After the gifts are unwrapped and the kids (and some adults) have collapsed on the floor, it’s time for breakfast. While I’m partial to pancakes, waffles are infinitely easier because you can pour the batter into the waffle iron and make more coffee (or bacon, or sausage). These are light and fluffy waffles that aren’t too sweet, so be sure to pass maple syrup for the sweet tooth in the crowd. The cornmeal gives them a nice crunch and added texture. You can play around with flavorings, too; add cinnamon or nutmeg or dried or fresh herbs (chives, oregano, or cayenne pepper) to make it savory. (I’ve even added diced cooked bacon to the batter for a salty/sweet combo—heaven.) And it literally takes only minutes to make, exactly what you need with a house full of guests.

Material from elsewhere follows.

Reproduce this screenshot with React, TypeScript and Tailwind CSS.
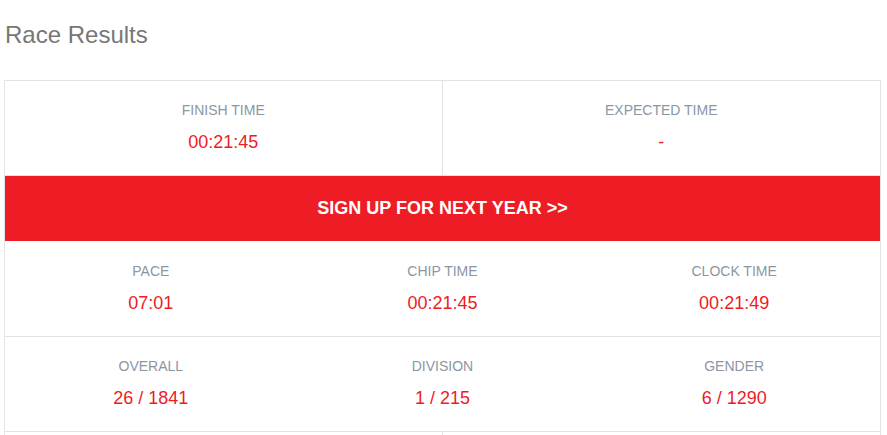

- 1 3/4 cups buttermilk (see Note)
- 2 eggs
- 5 tablespoons unsalted butter, melted and cooled OR 1/3 cup vegetable oil
- 1 1/2 cups all-purpose flour
- 1 cup yellow cornmeal
- 2 tablespoons sugar
- 2 teaspoons baking powder
- 1 teaspoon baking soda
- 1 teaspoon salt
- Preheat a waffle iron.
- In a small bowl whisk together the buttermilk, eggs, and butter.
- In a large bowl combine the flour, cornmeal, sugar, baking powder, baking soda, and salt. Add the buttermilk mixture to the flour mixture and stir gently just to combine. (Do not overmix; it will look slightly lumpy.)
- Ladle the batter into the waffle iron. Makes 8 waffles
Note: If you don’t have buttermilk, you can make your own. Just add 1 tablespoon lemon juice or apple cider or white vinegar to 1 cup milk; stir and let stand for 5 minutes.